Another day, we bumped into some friends at the local bar and ended up back at theirs for some food and drink.  A great apartment!  Some twenty floors into the sky in one of the Alphaville towers that sprout around the 13th – the view from the window was a forest of such towers, a thousand and one windows glinting softly yellow in the night (even noticed one that was pulsing red and blue, a tiny private disco in the sky).  Inside the apartment was a veritable country farmhouse.  Complete with little white stuccoed corner fireplace and exposed wooden support beams.  The walls were filled with a marvellous collection of beautiful and intriguing objets d’art – from antique Balinese basketry and shadow puppets to taxidermied tortoises and old-fashioned train seats.  It was a dream house – this little slice of nostalgia and coziness nestled among the clouds.  They are a nice bunch of people, too.

A fault in Line 6 trapped me below the ground for an hour and a half, stuck in a web of connecting trains.  Such a staggeringly huge warren of tunnels and tiles.  Sense of direction reduced to colour-coded signs that you just have to trust.  The acrid stink of piss strong on every breath.  A turn in the tunnel and suddenly the striped canopy of a fruit seller’s stall, the bright sweet fruit so alien amongst all these grimey tiles and torn posters.  Where does the fruit come from?
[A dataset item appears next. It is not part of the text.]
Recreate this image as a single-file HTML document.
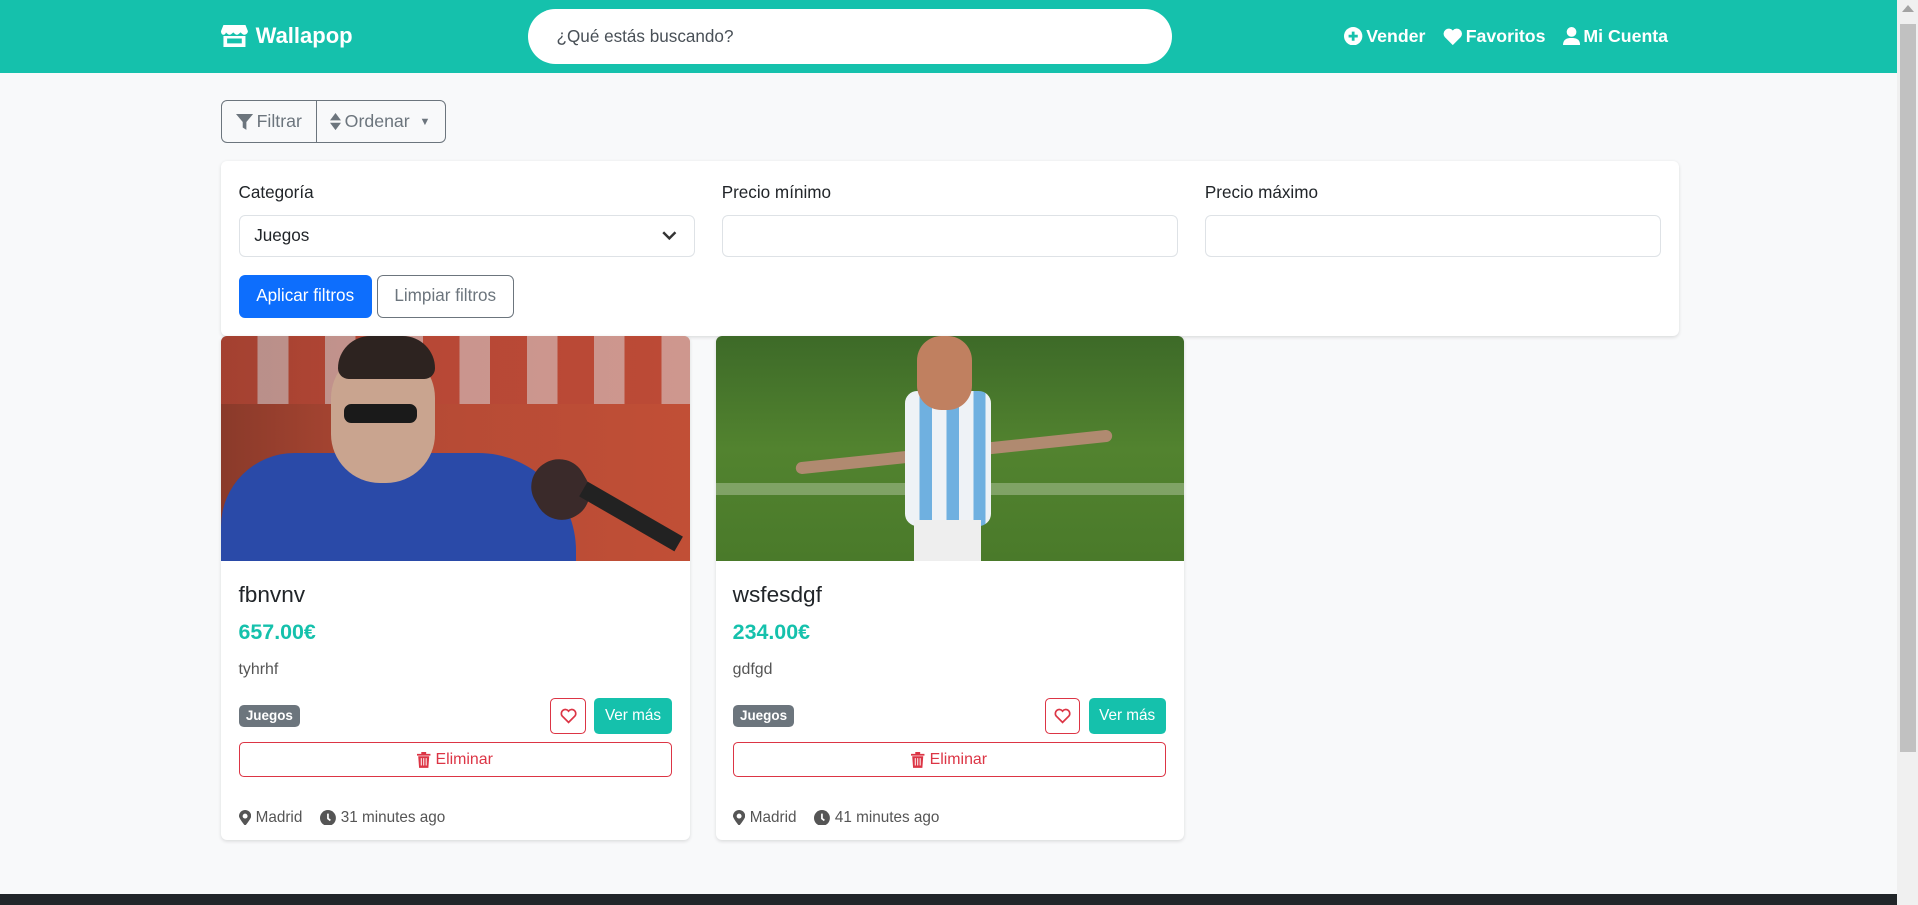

Does fruit even still exist up there? Crumpled, stained bodies every few turns, snoring loudly on cardboard beds.  Crippled old women softly croaking Piaf classics to a crowd that never stops.  No one makes eye contact as we weave amongst each other in a complicated dance.  How do people keep from going loopey in this labyrinth?  Where’s the cheese I’m looking for?  Then, a glimpse of an old man playing accordion on a clickety-clanking train and the music waltzes me calm.  If I wasn’t so BUSTING this would be really great.